STORED DATA:
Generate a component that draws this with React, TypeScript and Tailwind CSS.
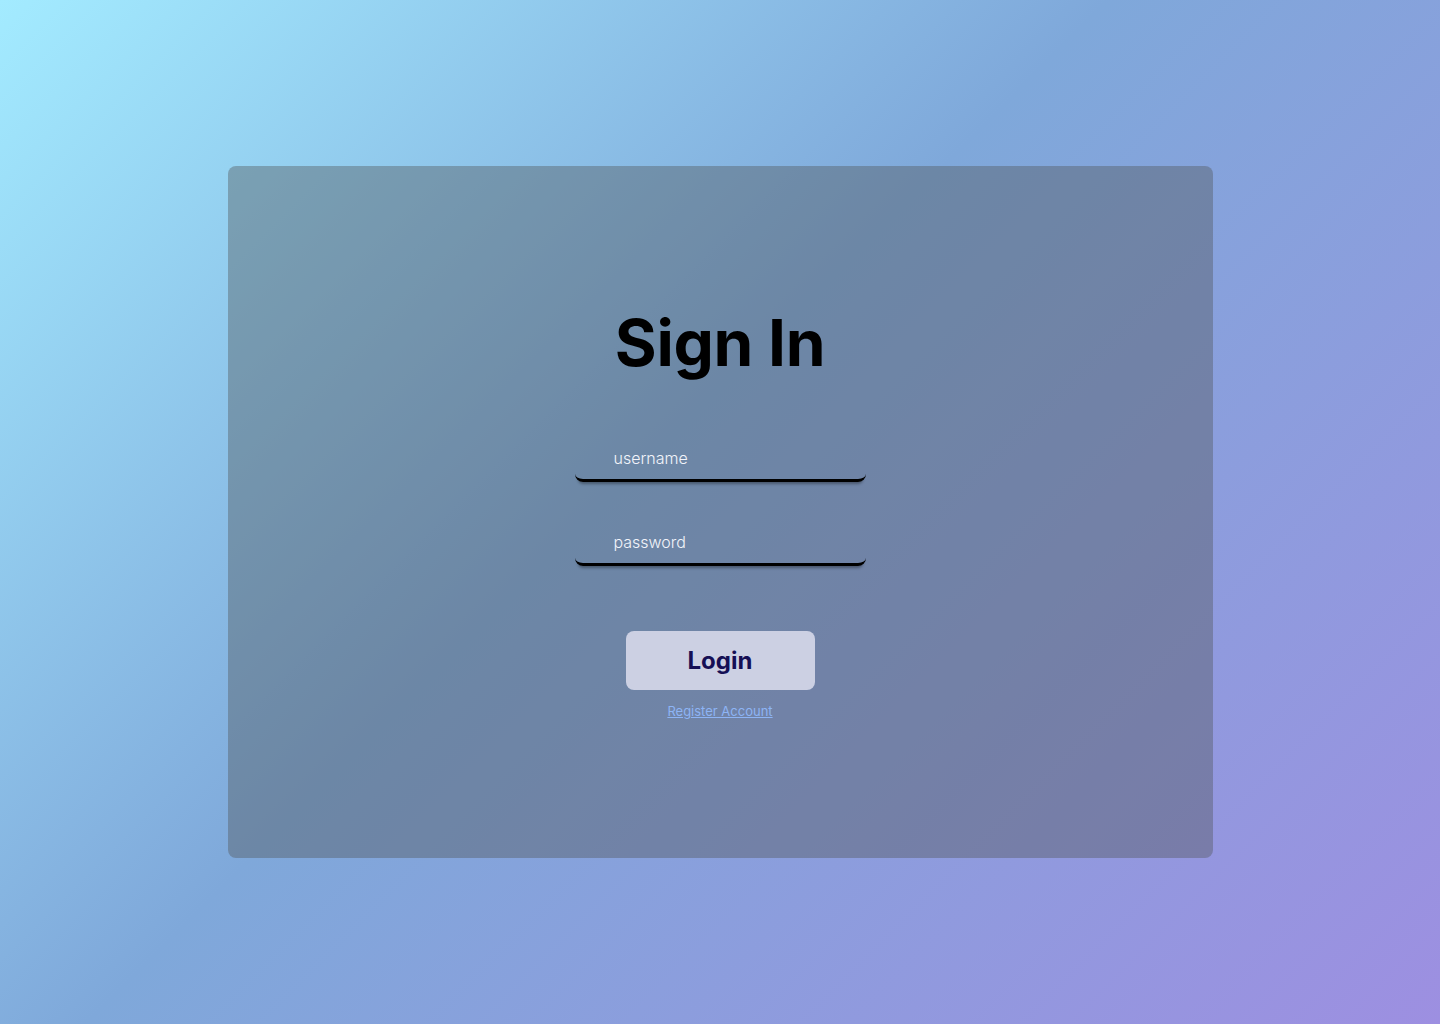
import React from "react";

export default function App() {
  return (
    <div
      className="w-full h-[1024px] flex items-center justify-center bg-[linear-gradient(135deg,#a3ebff_0%,#7fa8da_45%,#9d8fe1_100%)]"
      style={{ fontFamily: "Inter, 'Noto Sans', sans-serif" }}
    >
      <div className="w-[985px] h-[692px] rounded-lg bg-[rgba(80,84,88,0.4)] flex flex-col items-center pt-[138px]">
        <h1 className="text-[64px] leading-[78px] font-bold text-black tracking-[-0.3px]">Sign In</h1>
        <div className="mt-[64px] flex flex-col gap-[48px]">
          <input
            type="text"
            placeholder="username"
            className="w-[291px] h-[36px] bg-transparent border-b-[3px] border-black rounded-b-[8px] shadow-[0_5px_3px_-3px_rgba(0,0,0,0.35)] pl-[39px] pb-[10px] text-[16px] font-light text-white placeholder:text-[#f2f4fa] outline-none"
          />
          <input
            type="password"
            placeholder="password"
            className="w-[291px] h-[36px] bg-transparent border-b-[3px] border-black rounded-b-[8px] shadow-[0_5px_3px_-3px_rgba(0,0,0,0.35)] pl-[39px] pb-[10px] text-[16px] font-light text-white placeholder:text-[#f2f4fa] outline-none"
          />
        </div>
        <button className="mt-[65px] w-[189px] h-[59px] rounded-lg bg-[#ccd0e3] text-[24px] font-bold text-[#150f55]">
          Login
        </button>
        <a href="#" className="mt-[12px] text-[13px] text-[#8db4f5] underline">
          Register Account
        </a>
      </div>
    </div>
  );
}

WHAT TO DO:
Reproduce the listing word for word and omit its pictures.

TASK RESPONSE:
Generate a component that draws this with React, TypeScript and Tailwind CSS.
import React from "react";

export default function App() {
  return (
    <div
      className="w-full h-[1024px] flex items-center justify-center bg-[linear-gradient(135deg,#a3ebff_0%,#7fa8da_45%,#9d8fe1_100%)]"
      style={{ fontFamily: "Inter, 'Noto Sans', sans-serif" }}
    >
      <div className="w-[985px] h-[692px] rounded-lg bg-[rgba(80,84,88,0.4)] flex flex-col items-center pt-[138px]">
        <h1 className="text-[64px] leading-[78px] font-bold text-black tracking-[-0.3px]">Sign In</h1>
        <div className="mt-[64px] flex flex-col gap-[48px]">
          <input
            type="text"
            placeholder="username"
            className="w-[291px] h-[36px] bg-transparent border-b-[3px] border-black rounded-b-[8px] shadow-[0_5px_3px_-3px_rgba(0,0,0,0.35)] pl-[39px] pb-[10px] text-[16px] font-light text-white placeholder:text-[#f2f4fa] outline-none"
          />
          <input
            type="password"
            placeholder="password"
            className="w-[291px] h-[36px] bg-transparent border-b-[3px] border-black rounded-b-[8px] shadow-[0_5px_3px_-3px_rgba(0,0,0,0.35)] pl-[39px] pb-[10px] text-[16px] font-light text-white placeholder:text-[#f2f4fa] outline-none"
          />
        </div>
        <button className="mt-[65px] w-[189px] h-[59px] rounded-lg bg-[#ccd0e3] text-[24px] font-bold text-[#150f55]">
          Login
        </button>
        <a href="#" className="mt-[12px] text-[13px] text-[#8db4f5] underline">
          Register Account
        </a>
      </div>
    </div>
  );
}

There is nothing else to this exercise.